Having realised a long-cherished ambition of helping India break their ICC trophy drought, Rohit has now walked away from the T20I game with little left to achieve. There is unfinished business yet in the other two versions; 2025 will witness the Champions Trophy, which India last won in 2013, as well as the third final of the World Test Championship. India have lost both preceding finals, to New Zealand (2021) and Australia (2023) respectively, a tribute to their consistency that they made both title rounds but a blow to their ego and dream that they couldn’t navigate the final step successfully. Within a few months next year, Rohit will have a grand chance to take India to the unprecedented heights they touched only under Dhoni, an exciting possibility that one is sure Rohit will approach with tempered optimism rather than with the fear of not making it happen.

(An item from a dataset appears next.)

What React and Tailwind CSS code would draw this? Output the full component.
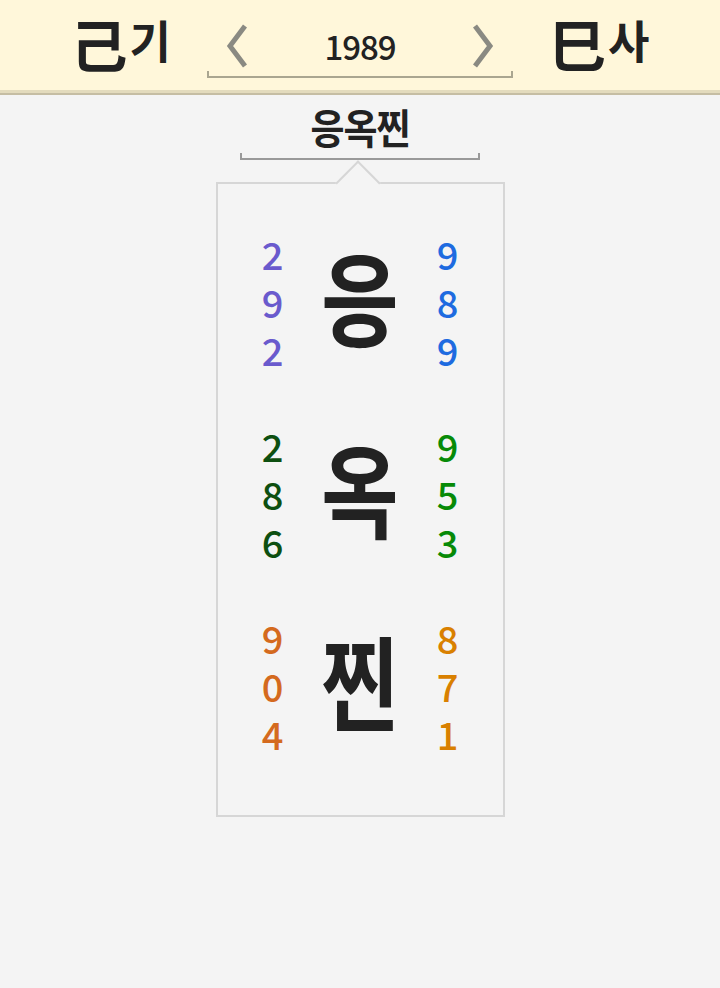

One of the boys Even though he is the undisputed leader – even a cursory glance will confirm that the eyes of all his nine outfielders are firmly trained on him between deliveries because he doesn’t suffer slackers gladly – Rohit has managed to remain one of the boys, sending his teammates into raptures with his pithy, often unprintable one-liners that carry not an iota of vindictiveness or malice. In a tense situation, he is the first with a joke, trying to lighten the mood not because he has to but because it comes naturally to him. He looks after the younger guys under him with the zest of a tigress protecting her cubs, though when it comes to reading the riot act, he has few equals. Rohit is a believer in tough love but is grudge-free and honest in his conversations and decision-making, qualities that separate the great leaders from the good ones. Indian cricket is fortunate that Rohit is the latest in a long line of terrific captains and leaders, but one of a kind when it comes to a lot of things – including tactical astuteness and terrific wit.